Water colors from Courtney Conlogue

Courtesy Courtney Conlogue

Courtney Conlogue, who spends two or three hours painting her surfboards, gravitates toward subjects that make her laugh.

Courtney Conlogue is blond and beautiful. She stands 5-feet-8 and often wears a neon-colored Billabong wetsuit. But the most stunning thing about her is what's tucked under her arm as she makes her way up the beach.

Splashed across her surfboard is a cool, colorful design painted by the 21-year-old herself. A passionate artist, Conlogue takes the art of surfing to a whole new level.

"I've always loved drawing since I was a little girl," said Conlogue, the third-ranked surfer in the world. "I picked it up from my mom, who is a very talented artist with an emphasis on pointillism."

Courtesy Courtney Conlogue

Courtney Conlogue will conclude her 2013 surfing season this week at the EDP Cascais Girls Pro in Portugal.

It was during her freshman year at Sage Hill High (Santa Ana, Calif.) when she was introduced to other mediums, including canvases and ceramics, and new tools to help expand her ideas and imagination. To support and encourage her out-of-the-water passion, her parents gave her an easel at age 16. Then they built her a 5-by-3-foot studio in their garage just two years ago while she was on tour.

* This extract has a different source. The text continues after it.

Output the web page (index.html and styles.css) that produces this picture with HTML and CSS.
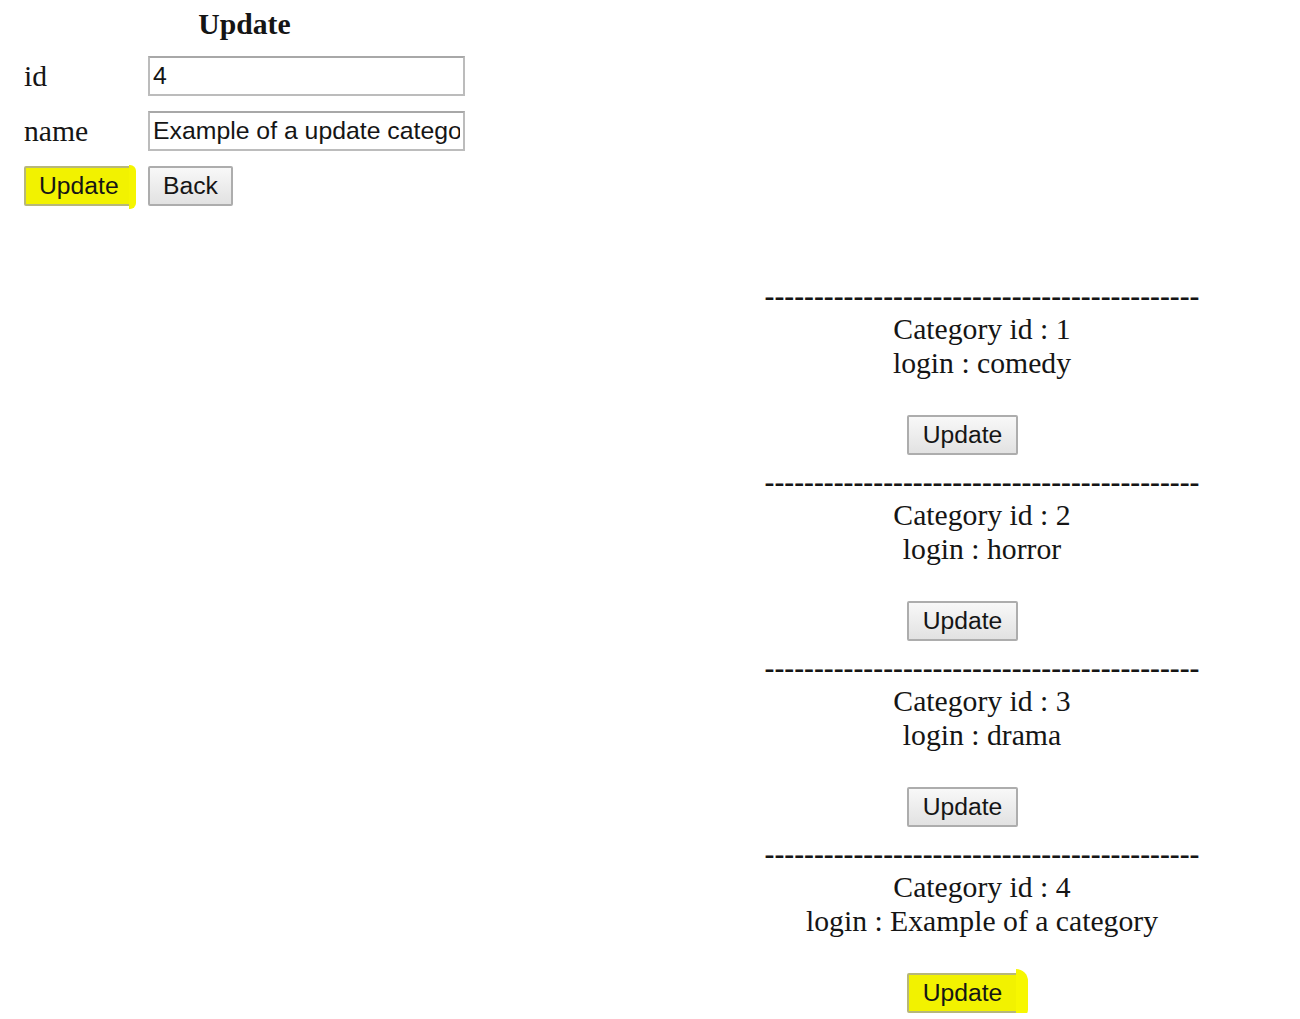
FILE: index.html
```html
<!DOCTYPE html>
<html>
<head>
<meta charset="utf-8">
<link rel="stylesheet" href="styles.css">
</head>
<body>
<div class="page">
  <form class="form">
    <div class="title">Update</div>
    <div class="row">
      <label class="label">id</label>
      <input class="field" type="text" value="4">
    </div>
    <div class="row">
      <label class="label">name</label>
      <input class="field" type="text" value="Example of a update category">
    </div>
    <div class="row buttons">
      <div class="cell"><button type="button" class="btn marked marked-top">Update</button></div>
      <button type="button" class="btn">Back</button>
    </div>
  </form>
  <div class="list">
    <div class="item">
      <div class="dashes">--------------------------------------------</div>
      <div class="line">Category id : 1</div>
      <div class="line line2">login : comedy</div>
      <div class="btnrow"><button type="button" class="btn">Update</button></div>
    </div>
    <div class="item">
      <div class="dashes">--------------------------------------------</div>
      <div class="line">Category id : 2</div>
      <div class="line line2">login : horror</div>
      <div class="btnrow"><button type="button" class="btn">Update</button></div>
    </div>
    <div class="item">
      <div class="dashes">--------------------------------------------</div>
      <div class="line">Category id : 3</div>
      <div class="line line2">login : drama</div>
      <div class="btnrow"><button type="button" class="btn">Update</button></div>
    </div>
    <div class="item">
      <div class="dashes">--------------------------------------------</div>
      <div class="line">Category id : 4</div>
      <div class="line line2">login : Example of a category</div>
      <div class="btnrow"><button type="button" class="btn marked marked-bottom">Update</button></div>
    </div>
  </div>
</div>
</body>
</html>
```

FILE: styles.css
```css
html, body {
  margin: 0;
  padding: 0;
  background: #ffffff;
  overflow: hidden;
}

body {
  font-family: "Liberation Serif", "Times New Roman", serif;
  font-size: 29.7px;
  color: #151515;
}

.page {
  display: flex;
  justify-content: space-between;
  align-items: flex-start;
  padding: 0 100px 0 24px;
}

.form {
  width: 441px;
  margin: 0;
  padding-top: 8px;
}

.title {
  font-weight: bold;
  text-align: center;
  line-height: 33px;
  margin-bottom: 15px;
}

.row {
  display: flex;
  align-items: center;
  height: 40px;
  margin-bottom: 15px;
}

.label {
  width: 124px;
  line-height: 33px;
}

.field {
  box-sizing: border-box;
  width: 317px;
  height: 40px;
  margin: 0;
  padding: 0 3px;
  border: 2px solid #bcbcbc;
  border-top-color: #a8a8a8;
  font-family: "Liberation Sans", Arial, sans-serif;
  font-size: 24.8px;
  color: #151515;
  background: #ffffff;
  outline: none;
}

.cell {
  width: 124px;
}

.btn {
  box-sizing: border-box;
  height: 40px;
  margin: 0;
  padding: 0 12px;
  border: 2px solid #adadad;
  border-radius: 2px;
  background: linear-gradient(#f8f8f8, #e2e2e2);
  font-family: "Liberation Sans", Arial, sans-serif;
  font-size: 24.7px;
  color: #151515;
  line-height: 34px;
}

.buttons .btn {
  padding: 0 13px;
}

.marked {
  position: relative;
  background: #f2f200;
  border-color: #b7b77a;
}

.marked-top {
  width: 109px;
}

.marked-top::after {
  content: "";
  position: absolute;
  right: -5px;
  top: -3px;
  width: 7px;
  height: 44px;
  background: #f5f500;
  border-radius: 0 6px 6px 0;
}

.marked-bottom::after {
  content: "";
  position: absolute;
  right: -12px;
  top: -6px;
  width: 12px;
  height: 49px;
  background: #f7f700;
  border-radius: 0 14px 10px 0;
}

.list {
  width: 436px;
  margin-top: 280px;
  text-align: center;
}

.item + .item {
  margin-top: 11px;
}

.dashes {
  font-weight: bold;
  line-height: 33px;
  white-space: nowrap;
  overflow: hidden;
}

.line {
  line-height: 33px;
  white-space: nowrap;
}

.line2 {
  padding-top: 1px;
}

.btnrow {
  display: flex;
  justify-content: center;
  padding-top: 35px;
  padding-right: 39px;
}

.btnrow .btn {
  width: 111px;
}
```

"I love spending time in my little rectangular studio," said Conlogue, who prefers to work on big canvases with acrylic paints. After she learned the basics in school, she was then able to home in on her own personal aesthetics. She found herself gravitating toward the juxtaposition of light and dark colors as well as unconventional materials, such as cigar ashes, to add unique textures to her pieces. As she continued to find new ways to express her thoughts and ideas, she began craving more and more time in front of her easel.

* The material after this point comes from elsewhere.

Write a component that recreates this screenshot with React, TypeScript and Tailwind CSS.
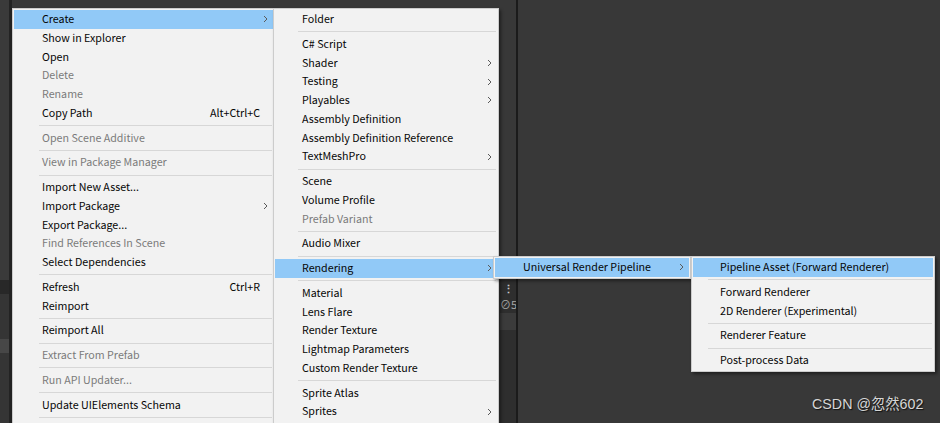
import type { ReactNode } from "react"

type Item =
  | { sep: true }
  | { spacer: true }
  | { label: string; shortcut?: string; arrow?: boolean; disabled?: boolean; active?: boolean }

const SEP: Item = { sep: true }
// menus run on past the bottom of the window
const MORE: Item = { spacer: true }

const mainItems: Item[] = [
  { label: "Create", arrow: true, active: true },
  { label: "Show in Explorer" },
  { label: "Open" },
  { label: "Delete", disabled: true },
  { label: "Rename", disabled: true },
  { label: "Copy Path", shortcut: "Alt+Ctrl+C" },
  SEP,
  { label: "Open Scene Additive", disabled: true },
  SEP,
  { label: "View in Package Manager", disabled: true },
  SEP,
  { label: "Import New Asset..." },
  { label: "Import Package", arrow: true },
  { label: "Export Package..." },
  { label: "Find References In Scene", disabled: true },
  { label: "Select Dependencies" },
  SEP,
  { label: "Refresh", shortcut: "Ctrl+R" },
  { label: "Reimport" },
  SEP,
  { label: "Reimport All" },
  SEP,
  { label: "Extract From Prefab", disabled: true },
  SEP,
  { label: "Run API Updater...", disabled: true },
  SEP,
  { label: "Update UIElements Schema" },
  SEP,
  MORE,
]

const createItems: Item[] = [
  { label: "Folder" },
  SEP,
  { label: "C# Script" },
  { label: "Shader", arrow: true },
  { label: "Testing", arrow: true },
  { label: "Playables", arrow: true },
  { label: "Assembly Definition" },
  { label: "Assembly Definition Reference" },
  { label: "TextMeshPro", arrow: true },
  SEP,
  { label: "Scene" },
  { label: "Volume Profile" },
  { label: "Prefab Variant", disabled: true },
  SEP,
  { label: "Audio Mixer" },
  SEP,
  { label: "Rendering", arrow: true, active: true },
  SEP,
  { label: "Material" },
  { label: "Lens Flare" },
  { label: "Render Texture" },
  { label: "Lightmap Parameters" },
  { label: "Custom Render Texture" },
  SEP,
  { label: "Sprite Atlas" },
  { label: "Sprites", arrow: true },
  MORE,
]

const renderingItems: Item[] = [
  { label: "Universal Render Pipeline", arrow: true, active: true },
]

const urpItems: Item[] = [
  { label: "Pipeline Asset (Forward Renderer)", active: true },
  SEP,
  { label: "Forward Renderer" },
  { label: "2D Renderer (Experimental)" },
  SEP,
  { label: "Renderer Feature" },
  SEP,
  { label: "Post-process Data" },
]

function Chevron() {
  return (
    <svg width="5" height="8" viewBox="0 0 5 8" className="shrink-0">
      <polyline points="1,1 4,4 1,7" fill="none" stroke="#5a5a5a" strokeWidth="1" />
    </svg>
  )
}

function Menu({ items, className, pad = 28, sepInset = 25 }: { items: Item[]; className: string; pad?: number; sepInset?: number }) {
  return (
    <div className={`absolute bg-[#f2f2f2] border border-[#cccccc] p-px shadow-[2px_2px_3px_rgba(0,0,0,0.45)] ${className}`}>
      {items.map((it, i) => {
        if ("spacer" in it) return <div key={i} className="h-[24px]" />
        if ("sep" in it) {
          return (
            <div key={i} className="h-[6px] flex items-center pr-px" style={{ paddingLeft: sepInset }}>
              <div className="h-px w-full bg-[#d7d7d7]" />
            </div>
          )
        }
        return (
          <div
            key={i}
            className={`h-[18.75px] flex items-center pr-[5px] text-[10.7px] leading-none whitespace-nowrap ${
              it.active ? "bg-[#91c9f7]" : ""
            } ${it.disabled ? "text-[#7a7a7a]" : "text-[#050505]"}`}
            style={{ paddingLeft: pad }}
          >
            <span className="flex-1">{it.label}</span>
            {it.shortcut && <span className="mr-[8px]">{it.shortcut}</span>}
            {it.arrow && <Chevron />}
          </div>
        )
      })}
    </div>
  )
}

function Column({ className, children }: { className: string; children?: ReactNode }) {
  return <div className={className}>{children}</div>
}

export default function App() {
  return (
    <div
      className="relative w-[940px] h-[423px] overflow-hidden bg-[#383838]"
      style={{ fontFamily: '"Noto Sans CJK SC", "Noto Sans", sans-serif' }}
    >
      {/* editor panels behind the menus */}
      <div className="flex h-full">
        <Column className="w-[9px] flex flex-col bg-[#353535]">
          <div className="h-[280px] bg-[#3a3a3a]" />
          <div className="h-[14px] bg-[#282828]" />
          <div className="h-[45px]" />
          <div className="h-[14px] bg-[#474747]" />
        </Column>
        <Column className="w-[3px] bg-[#232323]" />
        <Column className="w-[488px] bg-[#383838]" />
        <Column className="w-[16px] flex flex-col bg-[#383838]">
          <div className="h-[280px]" />
          <div className="flex-1 flex flex-col bg-[#2e2e2e]">
            <div className="h-[16px] flex items-center justify-center text-[#c8c8c8] text-[11px] font-bold leading-none">⋮</div>
            <div className="h-[17px] flex items-center text-[#a8a8a8] text-[11px] leading-none">⊘5</div>
            <div className="h-[17px] bg-[#3b3b3b]" />
          </div>
        </Column>
        <Column className="w-[2px] bg-[#1b1b1b]" />
        <Column className="flex-1 bg-[#383838]" />
      </div>

      <Menu items={mainItems} className="left-[12px] top-[8px] w-[263px]" pad={28} sepInset={25} />
      <Menu items={createItems} className="left-[273px] top-[8px] w-[226px]" pad={27} sepInset={23} />
      <Menu items={renderingItems} className="left-[493px] top-[256px] w-[198px]" pad={28} />
      <Menu items={urpItems} className="left-[691px] top-[256px] w-[244px]" pad={27} sepInset={15} />

      <div
        className="absolute left-[812px] top-[397px] text-[14.3px] leading-none text-[#d6d6d6] [text-shadow:1px_1px_1px_#111]"
        style={{ fontFamily: '"Liberation Sans", "Noto Sans CJK SC", sans-serif' }}
      >
        CSDN @忽然602
      </div>
    </div>
  )
}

"When everything is just so busy and I'm so stressed or if I just need a little 'me time' to just think and get away, I go to my studio, grab a blank canvas and my palette and start painting," said Conlogue, who will conclude her season this week in Portugal at the EDP Cascais Girls Pro. "It's a good healing technique."

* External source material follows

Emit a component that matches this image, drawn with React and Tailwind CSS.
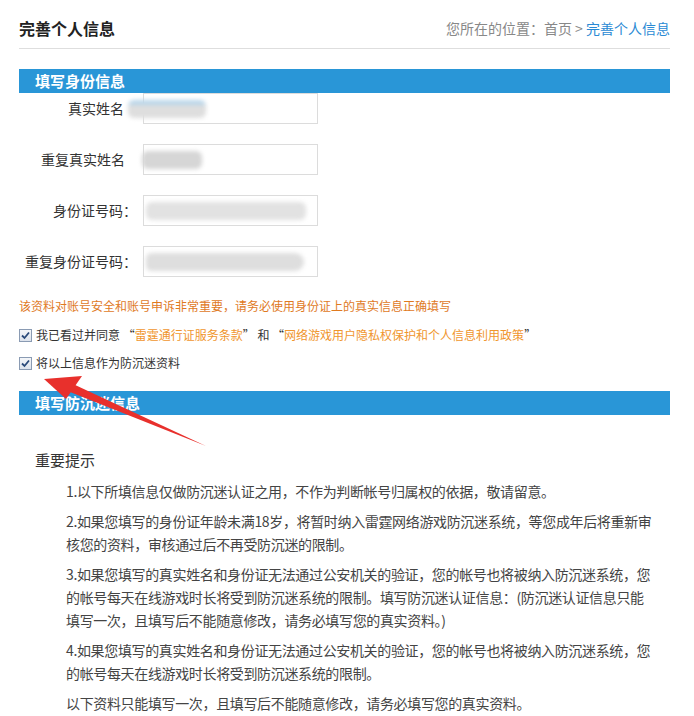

Though she paints for herself, she's not one to keep her artwork private. In fact, her most visible pieces can be found right on her surfboards, which feature popular images such as Dr. Seuss characters Thing 1 and Thing 2 and minions from the animated film "Despicable Me 2."

"I painted my first surfboard when I was 11," said Conlogue, who will take two to three hours to paint her boards, then coat them with a protective polyurethane.

How does she choose her subjects?

"I put the minions on my board to make me laugh, which helps put my head in a different mind space. I want to keep things happy and light when I surf," she said.

Her favorite board at the moment is her tribute to the popular children's book "Oh, the Places You'll Go" by Dr. Seuss.

"That board has traveled with me around the globe. It's such a great representation of what I'm doing and where I'm going," she said.

Taking notice of her "other" talent, her surf sponsor Swatch approached her in 2011 to design a watch for their 2012 summer sports collection.

"When they asked me, I was bouncing out of my skin, I was so excited to have this opportunity," Conlogue said of the Wonder Drift watch she created for the brand. "With this watch, I decided to sketch something that combined both the natural elements of what I do, specifically the sand, and the vibrant, neon colors that I love. It was so awesome to work on something like this. I hope to do more."

The experience has opened her eyes to a new potential passion for fashion design. Since it's hard for her to paint while on the road, she now finds herself sketching in her Strathmore notebook dresses, pants and more watch ideas. Like with surfing, she lets waves of inspiration take her where they will.

"Surfing and creating art are so similar -- there's strategy and adaptation," she said. "Being able to acclimate to change is so important. You have your A plan, B plan and C plan, but then you have your instinct and sometimes that's the way you have to go when you're surfing and painting."